▶ [Supplied information]
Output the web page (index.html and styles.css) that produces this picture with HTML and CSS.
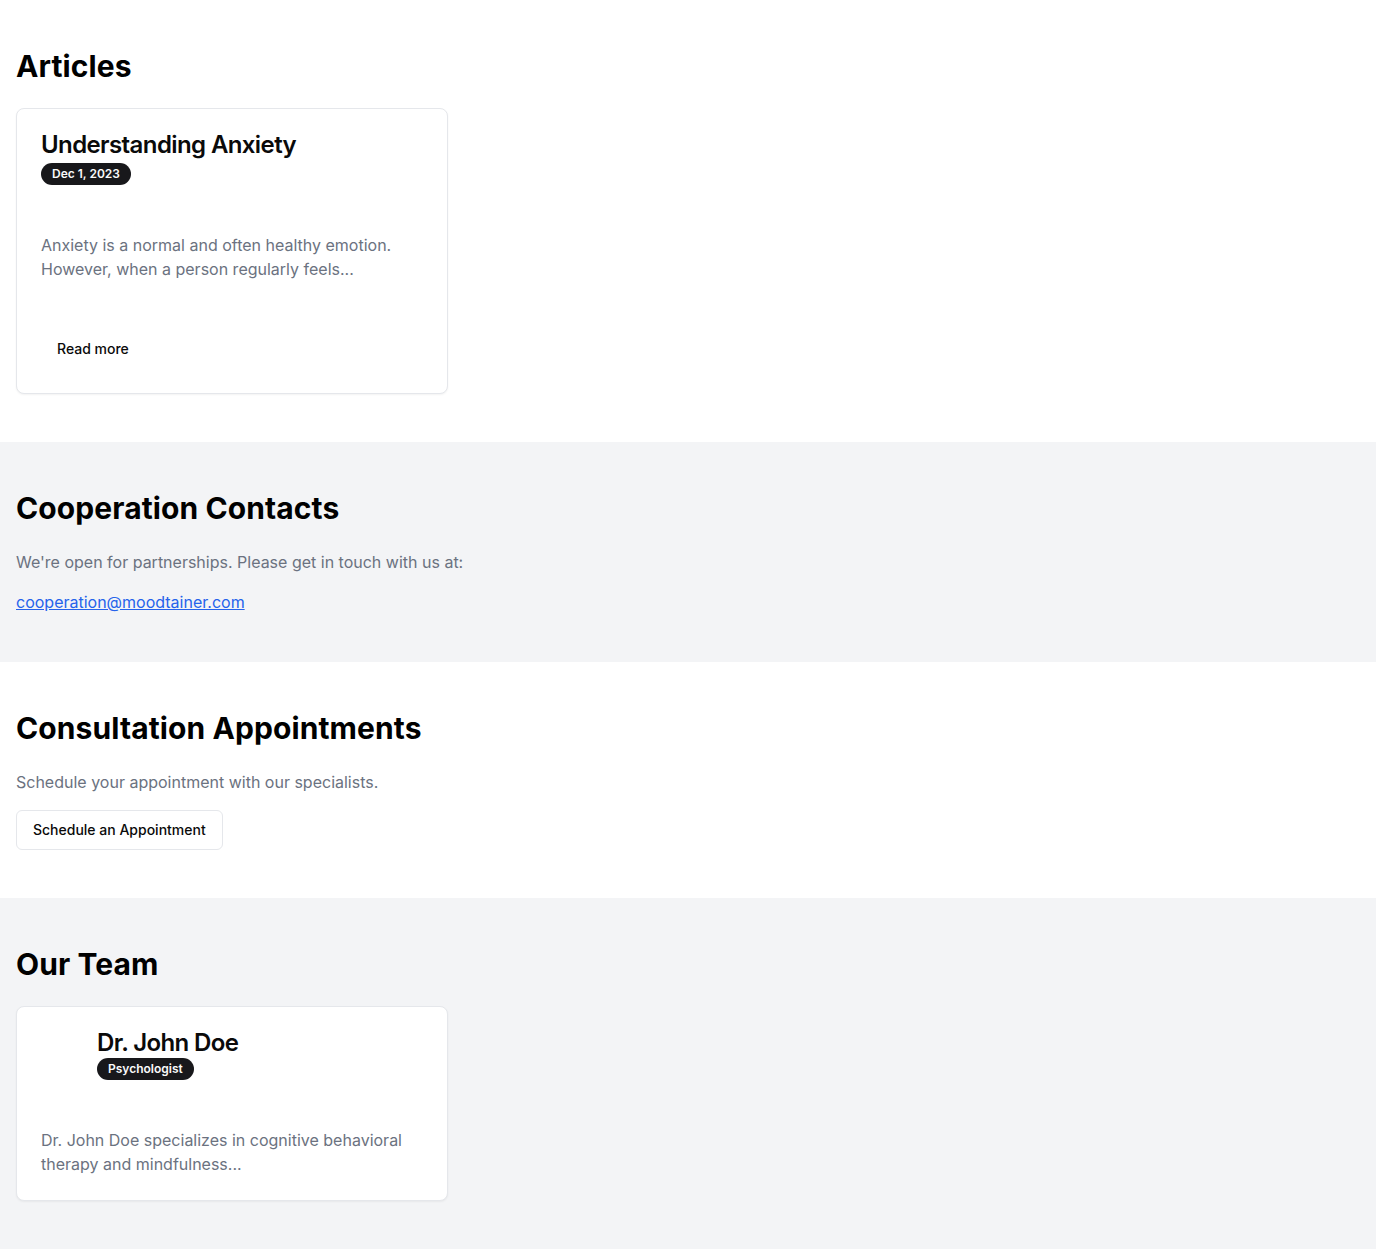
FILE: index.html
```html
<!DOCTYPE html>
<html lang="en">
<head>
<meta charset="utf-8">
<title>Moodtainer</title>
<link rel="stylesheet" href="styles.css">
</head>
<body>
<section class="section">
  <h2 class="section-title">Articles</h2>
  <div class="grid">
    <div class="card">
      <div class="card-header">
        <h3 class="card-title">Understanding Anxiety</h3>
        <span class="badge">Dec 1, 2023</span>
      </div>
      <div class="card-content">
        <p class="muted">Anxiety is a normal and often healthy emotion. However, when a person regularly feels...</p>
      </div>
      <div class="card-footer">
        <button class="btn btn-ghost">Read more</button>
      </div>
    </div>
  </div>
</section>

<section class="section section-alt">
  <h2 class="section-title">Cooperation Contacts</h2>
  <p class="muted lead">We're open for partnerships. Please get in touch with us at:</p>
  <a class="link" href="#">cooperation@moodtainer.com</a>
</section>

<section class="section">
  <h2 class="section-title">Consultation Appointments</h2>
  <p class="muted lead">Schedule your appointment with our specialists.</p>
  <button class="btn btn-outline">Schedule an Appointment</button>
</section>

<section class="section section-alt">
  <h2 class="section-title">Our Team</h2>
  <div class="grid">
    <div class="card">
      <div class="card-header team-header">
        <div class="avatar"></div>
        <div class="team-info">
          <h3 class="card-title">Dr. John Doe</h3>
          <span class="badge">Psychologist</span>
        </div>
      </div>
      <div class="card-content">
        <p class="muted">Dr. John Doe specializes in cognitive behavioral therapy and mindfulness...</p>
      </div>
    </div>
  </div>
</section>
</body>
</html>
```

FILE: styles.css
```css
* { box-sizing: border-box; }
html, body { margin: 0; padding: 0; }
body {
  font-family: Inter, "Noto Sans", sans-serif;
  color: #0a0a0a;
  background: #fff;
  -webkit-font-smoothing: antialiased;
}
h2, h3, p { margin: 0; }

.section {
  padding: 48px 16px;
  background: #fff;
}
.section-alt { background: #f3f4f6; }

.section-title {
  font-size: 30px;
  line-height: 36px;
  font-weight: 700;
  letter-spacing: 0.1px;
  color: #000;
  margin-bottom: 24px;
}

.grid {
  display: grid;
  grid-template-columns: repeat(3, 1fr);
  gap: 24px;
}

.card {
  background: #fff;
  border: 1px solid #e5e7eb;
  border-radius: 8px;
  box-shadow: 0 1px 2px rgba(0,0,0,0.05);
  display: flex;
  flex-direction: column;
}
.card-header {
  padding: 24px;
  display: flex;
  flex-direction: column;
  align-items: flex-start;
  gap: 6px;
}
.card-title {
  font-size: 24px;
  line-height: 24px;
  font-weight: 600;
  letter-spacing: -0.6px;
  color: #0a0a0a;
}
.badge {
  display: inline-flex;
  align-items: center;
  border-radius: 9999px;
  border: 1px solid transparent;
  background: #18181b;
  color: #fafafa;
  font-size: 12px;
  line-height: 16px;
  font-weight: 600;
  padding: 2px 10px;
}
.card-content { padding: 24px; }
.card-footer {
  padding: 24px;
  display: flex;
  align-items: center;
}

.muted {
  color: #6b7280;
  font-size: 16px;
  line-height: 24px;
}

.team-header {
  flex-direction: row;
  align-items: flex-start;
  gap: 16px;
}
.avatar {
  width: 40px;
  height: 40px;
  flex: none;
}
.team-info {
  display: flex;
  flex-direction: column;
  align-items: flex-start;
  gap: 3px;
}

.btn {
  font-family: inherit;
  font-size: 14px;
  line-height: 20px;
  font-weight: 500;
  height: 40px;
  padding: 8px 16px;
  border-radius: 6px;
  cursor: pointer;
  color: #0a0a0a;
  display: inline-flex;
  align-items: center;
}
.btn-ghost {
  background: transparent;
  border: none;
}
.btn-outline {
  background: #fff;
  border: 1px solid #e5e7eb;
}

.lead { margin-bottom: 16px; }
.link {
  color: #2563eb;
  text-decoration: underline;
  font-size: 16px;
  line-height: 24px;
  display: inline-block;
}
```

▶ [Task directions] Give the data above again in full and unchanged, skipping the pictures.

▶ [Response to this exercise]
Output the web page (index.html and styles.css) that produces this picture with HTML and CSS.
FILE: index.html
```html
<!DOCTYPE html>
<html lang="en">
<head>
<meta charset="utf-8">
<title>Moodtainer</title>
<link rel="stylesheet" href="styles.css">
</head>
<body>
<section class="section">
  <h2 class="section-title">Articles</h2>
  <div class="grid">
    <div class="card">
      <div class="card-header">
        <h3 class="card-title">Understanding Anxiety</h3>
        <span class="badge">Dec 1, 2023</span>
      </div>
      <div class="card-content">
        <p class="muted">Anxiety is a normal and often healthy emotion. However, when a person regularly feels...</p>
      </div>
      <div class="card-footer">
        <button class="btn btn-ghost">Read more</button>
      </div>
    </div>
  </div>
</section>

<section class="section section-alt">
  <h2 class="section-title">Cooperation Contacts</h2>
  <p class="muted lead">We're open for partnerships. Please get in touch with us at:</p>
  <a class="link" href="#">cooperation@moodtainer.com</a>
</section>

<section class="section">
  <h2 class="section-title">Consultation Appointments</h2>
  <p class="muted lead">Schedule your appointment with our specialists.</p>
  <button class="btn btn-outline">Schedule an Appointment</button>
</section>

<section class="section section-alt">
  <h2 class="section-title">Our Team</h2>
  <div class="grid">
    <div class="card">
      <div class="card-header team-header">
        <div class="avatar"></div>
        <div class="team-info">
          <h3 class="card-title">Dr. John Doe</h3>
          <span class="badge">Psychologist</span>
        </div>
      </div>
      <div class="card-content">
        <p class="muted">Dr. John Doe specializes in cognitive behavioral therapy and mindfulness...</p>
      </div>
    </div>
  </div>
</section>
</body>
</html>
```

FILE: styles.css
```css
* { box-sizing: border-box; }
html, body { margin: 0; padding: 0; }
body {
  font-family: Inter, "Noto Sans", sans-serif;
  color: #0a0a0a;
  background: #fff;
  -webkit-font-smoothing: antialiased;
}
h2, h3, p { margin: 0; }

.section {
  padding: 48px 16px;
  background: #fff;
}
.section-alt { background: #f3f4f6; }

.section-title {
  font-size: 30px;
  line-height: 36px;
  font-weight: 700;
  letter-spacing: 0.1px;
  color: #000;
  margin-bottom: 24px;
}

.grid {
  display: grid;
  grid-template-columns: repeat(3, 1fr);
  gap: 24px;
}

.card {
  background: #fff;
  border: 1px solid #e5e7eb;
  border-radius: 8px;
  box-shadow: 0 1px 2px rgba(0,0,0,0.05);
  display: flex;
  flex-direction: column;
}
.card-header {
  padding: 24px;
  display: flex;
  flex-direction: column;
  align-items: flex-start;
  gap: 6px;
}
.card-title {
  font-size: 24px;
  line-height: 24px;
  font-weight: 600;
  letter-spacing: -0.6px;
  color: #0a0a0a;
}
.badge {
  display: inline-flex;
  align-items: center;
  border-radius: 9999px;
  border: 1px solid transparent;
  background: #18181b;
  color: #fafafa;
  font-size: 12px;
  line-height: 16px;
  font-weight: 600;
  padding: 2px 10px;
}
.card-content { padding: 24px; }
.card-footer {
  padding: 24px;
  display: flex;
  align-items: center;
}

.muted {
  color: #6b7280;
  font-size: 16px;
  line-height: 24px;
}

.team-header {
  flex-direction: row;
  align-items: flex-start;
  gap: 16px;
}
.avatar {
  width: 40px;
  height: 40px;
  flex: none;
}
.team-info {
  display: flex;
  flex-direction: column;
  align-items: flex-start;
  gap: 3px;
}

.btn {
  font-family: inherit;
  font-size: 14px;
  line-height: 20px;
  font-weight: 500;
  height: 40px;
  padding: 8px 16px;
  border-radius: 6px;
  cursor: pointer;
  color: #0a0a0a;
  display: inline-flex;
  align-items: center;
}
.btn-ghost {
  background: transparent;
  border: none;
}
.btn-outline {
  background: #fff;
  border: 1px solid #e5e7eb;
}

.lead { margin-bottom: 16px; }
.link {
  color: #2563eb;
  text-decoration: underline;
  font-size: 16px;
  line-height: 24px;
  display: inline-block;
}
```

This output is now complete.